ともかく、氏の精神は、何らかの形で『心理諜報戦』に感応したのである(と筆者は勝手に推測している)。
なぜこんな妙なことを書いているかというと、これこそがまさに「認知操作」という現象の核心だと思うからである。もちろん、筆者は氏に対して「認知操作」を試みたりはしていない。今まで氏の著作を読んだこともなければ、仏教者であることすら知らず、そもそもBS朝日の番組の存在すら知らなかったからである。たとえば、氏に番組で本を取り上げてもらうために、以上のような小細工を弄することは不可能である。余りにも原因と結果が遠い。
しかしながら、である。
たとえば、仮に内外の国家機関が何らかの意図を持って、氏の発言を特定の方向に誘導しようとした場合はどうか? 氏のコメントは潜在的あるいは顕在的に影響力が大きいから(テレビで流れるコメントの影響の大きさは論壇誌記事の比ではない)、そういう工作の対象となる蓋然性も皆無とは言えない。その場合、工作者は宮崎氏の書いたこと、言ったこと、すべてを研究・分析するだろう。個人にはなかなかできない作業だけれども、国家機関はその気になれば、それに近い作業もできるだろう。現に内閣情報調査室でも、すべてのテレビ番組を録画し、論調分析を行っていると聞く。さらに氏に関する、普通には入手できない、あらゆる個人情報を調べ上げたとしたらどうだろう?
おそらくそれでも、認知操作の種々の技法を使ったからと言って、氏に何か具体的な発言・行動を促すことは難しいだろう。しかし同時に、ある曖昧な漠然とした方向付け程度なら、あながち不可能とも言い切れないだろう。
たとえば、実際の経緯は以上のとおりだとしても、宮崎氏が新書をすべてチェックしていることをあらかじめ知っていれば、新書という媒体に掲載したメッセージは、かなりの確度で氏に到達することが予想できる。そうすると“操作”に伴う不確実性は減少する(重ねて断っておくけれども、筆者はそんな認知操作など試みていない。もし考えていたとしたら、本当に神がかりである。読者も常識的に分かると思うけれども、念のため)。
かかる世迷言について、筆者は氏に確認していない。初対面で唐突にそんな妄想を披露するほど筆者も大胆ではないからである。「いや単にネタの一つとして取り上げただけだよ」と言われる見込みのほうが高いのである。
以上は勿論、筆者特有の思い込みである。
当然、番組でもそんな話には一切踏み込まず、正直言って当たり障りのない話になっている。
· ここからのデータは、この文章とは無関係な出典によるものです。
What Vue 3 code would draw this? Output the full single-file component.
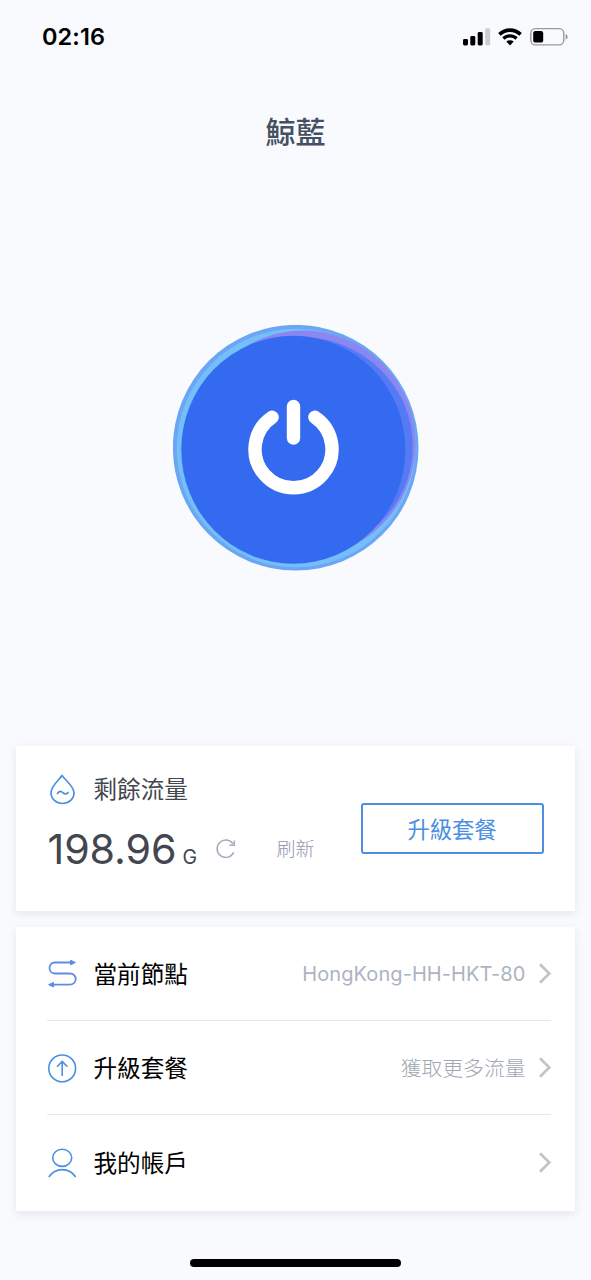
<script setup>
const rows = [
  { id: 'node', label: '當前節點', value: 'HongKong-HH-HKT-80', latin: true },
  { id: 'plan', label: '升級套餐', value: '獲取更多流量', latin: false },
  { id: 'account', label: '我的帳戶', value: '', latin: false }
]
</script>

<template>
  <main class="screen">
    <header class="status">
      <span class="time">02:16</span>
      <svg class="indicators" width="108" height="22" viewBox="0 0 108 22">
        <rect x="1" y="13" width="5" height="6.5" rx="1.4" />
        <rect x="8.3" y="10" width="5" height="9.5" rx="1.4" />
        <rect x="15.7" y="6" width="5" height="13.5" rx="1.4" />
        <rect x="23.2" y="2.3" width="5" height="17.2" rx="1.4" fill="#cccdd0" />
        <g fill="none" stroke="#000" stroke-width="3.6">
          <path d="M37.4 8.4a15.2 15.2 0 0 1 21.2 0" />
          <path d="M41.4 12.5a9.5 9.5 0 0 1 13.2 0" stroke-width="3.2" />
        </g>
        <path d="M44.3 15.6a5.5 5.5 0 0 1 7.4 0L48 19.4z" />
        <rect x="68.8" y="2.6" width="33" height="16.3" rx="4.6" fill="none" stroke="#98999c" stroke-width="1.4" />
        <rect x="71.2" y="5" width="10" height="11.6" rx="2.2" />
        <path d="M103.7 8v5.6c2.5-1 2.5-4.6 0-5.6z" fill="#8f9093" />
      </svg>
    </header>

    <h1 class="title">鯨藍</h1>

    <section class="power">
      <svg width="246" height="246" viewBox="0 0 246 246">
        <circle cx="122.7" cy="122.7" r="122.8" fill="#6ba5f4" />
        <ellipse cx="123" cy="123" rx="119.3" ry="119.3" fill="#74bff9" />
        <ellipse cx="130" cy="119" rx="112.3" ry="113.5" fill="#8b86f1" />
        <ellipse cx="127" cy="121" rx="112.8" ry="109" fill="#547af5" />
        <ellipse cx="120.3" cy="124.7" rx="112" ry="114" fill="#336af0" />
        <g fill="none" stroke="#fff" stroke-width="13.4" stroke-linecap="round">
          <path d="M99.1 92.3A38.5 38.5 0 1 0 141.9 92.3" />
          <path d="M120.5 81.5V113" />
        </g>
      </svg>
    </section>

    <section class="card usage">
      <div class="traffic">
        <div class="heading">
          <svg width="30" height="32" viewBox="0 0 30 32" fill="none" stroke="#4a8fe4" stroke-width="1.7" stroke-linecap="round" stroke-linejoin="round">
            <path d="M14 1.500C11.500 5.500 3 12 3 18.700C3 25 8.200 29.500 14.500 29.500S26 25 26 18.700C26 12 16.500 5.500 14 1.500Z" />
            <path d="M9.500 19.500C12 16 14 17.800 15.200 19C17 20.500 18.800 20 20 18.500" />
          </svg>
          <span>剩餘流量</span>
        </div>
        <div class="amount">
          <span class="number">198.96</span>
          <span class="unit">G</span>
          <svg class="refresh" width="22" height="22" viewBox="0 0 22 22" fill="none" stroke="#a3aabd" stroke-width="1.5">
            <path d="M18.700 14.400A8.700 8.700 0 1 1 18 5.800" />
            <path d="M19.300 2.500V7.300H14.500" />
          </svg>
          <span class="refresh-label">刷新</span>
        </div>
      </div>
      <button class="upgrade">升級套餐</button>
    </section>

    <nav class="card menu">
      <div v-for="row in rows" :key="row.id" class="row">
        <svg class="icon" width="30" height="32" viewBox="0 0 30 32" fill="none" stroke="#4a8fe4" stroke-width="1.6">
          <g v-if="row.id === 'node'" stroke="#5d8ce2" stroke-width="1.8">
            <path d="M23 4.500H7.700C0.800 4.500 0.800 15.500 7.700 15.500H22.500C30.800 15.500 30.800 26.700 22.500 26.700H6" />
            <path d="M23.500 2.200L28.400 4.500L23.500 6.800ZM6.500 24.400L1.600 26.700L6.500 29Z" fill="#5d8ce2" stroke-width="1" />
          </g>
          <g v-else-if="row.id === 'plan'">
            <circle cx="15.2" cy="16.4" r="13.4" />
            <path d="M15.200 23.900V9.600M10 14.700L15.200 9.400L20.400 14.700" />
          </g>
          <g v-else>
            <ellipse cx="15.2" cy="10.8" rx="9.5" ry="8.6" />
            <path d="M1.800 30C8.500 20.200 22 20.200 28.700 30" />
          </g>
        </svg>
        <span class="label">{{ row.label }}</span>
        <span class="value" :class="{ latin: row.latin }">{{ row.value }}</span>
        <svg class="chevron" width="14" height="22" viewBox="0 0 14 22" fill="none" stroke="#c3c4c6" stroke-width="2.7">
          <path d="M2 1.300L11.300 10.500L2 19.700" />
        </svg>
      </div>
    </nav>

    <footer class="home"><span></span></footer>
  </main>
</template>

<style>
body {
  margin: 0;
  background: #f9fafd;
}
</style>

<style scoped>
.screen {
  box-sizing: border-box;
  width: 591px;
  height: 1280px;
  padding: 0 16px;
  display: flex;
  flex-direction: column;
  background: #f9fafd;
  color: #000;
  font-family: Inter, "Noto Sans CJK TC", sans-serif;
  overflow: hidden;
}
.status {
  height: 74px;
  padding: 0 5px 0 26px;
  display: flex;
  align-items: center;
  justify-content: space-between;
}
.time {
  margin-bottom: 2px;
  font-size: 23.5px;
  font-weight: 600;
  letter-spacing: 0.1px;
}
.title {
  margin: 36px 0 0;
  height: 44px;
  line-height: 44px;
  text-align: center;
  font-size: 30px;
  font-weight: 500;
  color: #455063;
}
.power {
  height: 421px;
  margin-top: 170.5px;
  display: flex;
  justify-content: center;
}
.power svg,
.row svg,
.heading svg {
  flex: none;
}
.card {
  box-sizing: border-box;
  flex: none;
  background: #fff;
  border-radius: 1px;
  box-shadow: 0 3px 9px rgba(40, 60, 85, 0.1);
}
.usage {
  height: 165px;
  padding: 0 31.5px;
  display: flex;
  align-items: center;
  justify-content: space-between;
}
.traffic {
  height: 109px;
}
.heading {
  height: 32px;
  display: flex;
  align-items: center;
  gap: 16px;
  font-size: 23.6px;
  line-height: 30px;
  color: #43464e;
}
.heading span {
  margin-top: 1px;
}
.amount {
  display: flex;
  align-items: baseline;
  height: 50px;
  margin-top: 18px;
  line-height: 50px;
  color: #43464e;
}
.number {
  width: 128px;
  font-size: 41.2px;
  letter-spacing: -0.1px;
}
.unit {
  width: 17px;
  margin-left: 7px;
  font-size: 19.5px;
}
.refresh {
  align-self: center;
  margin: 0 0 0 15px;
}
.refresh-label {
  align-self: center;
  margin: 3px 0 0 40px;
  font-size: 19px;
  font-weight: 300;
  color: #8f98ae;
}
.upgrade {
  width: 183px;
  height: 51px;
  padding: 0;
  border: 2px solid #4b8fe2;
  border-radius: 3px;
  background: #fff;
  color: #4b8fe2;
  font-family: inherit;
  font-size: 22.3px;
}
.menu {
  height: 284px;
  margin-top: 16px;
  padding: 0 24px 0 31px;
}
.row {
  box-sizing: border-box;
  height: 94.3px;
  padding-top: 1px;
  display: flex;
  align-items: center;
  border-bottom: 1.5px solid #e6e8ea;
}
.row:last-child {
  border-bottom: 0;
}
.label {
  margin: 0 0 1px 16.5px;
  font-size: 23.6px;
}
.value {
  margin: 0 0 1px auto;
  font-size: 20.8px;
  font-weight: 300;
  color: #9fa7b4;
}
.latin {
  margin-bottom: 0;
  font-size: 20px;
  font-weight: 400;
  letter-spacing: 0.08px;
  color: #adb4bf;
}
.chevron {
  margin: 0 -1px 0 12.5px;
}
.home {
  margin-top: 48px;
  display: flex;
  justify-content: center;
}
.home span {
  width: 211px;
  height: 8px;
  border-radius: 4px;
  background: #000;
}
</style>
打合せの際、宮崎氏が「この本はかなり高度だと私は思うので、番組ではごく入門的な話にとどめたい」旨方向性を示したからである。だから、公安警察と公安調査庁の区別もつかない人向けの話になっているのである。
ともかく、筆者のたどたどしい、しどろもどろな語りで、肝心なことは何も伝わらず、せっかくの機会を台無しにしてしまった気もする。筆者はどうも話すことと、考えることが絶えずズレてしまうようなのである。今後こういう形での出演は控えていこうと思う。「影恥づかしきわが姿」は晒さないのである。もっとも、呼ばれることもないとは思うけれども・・・。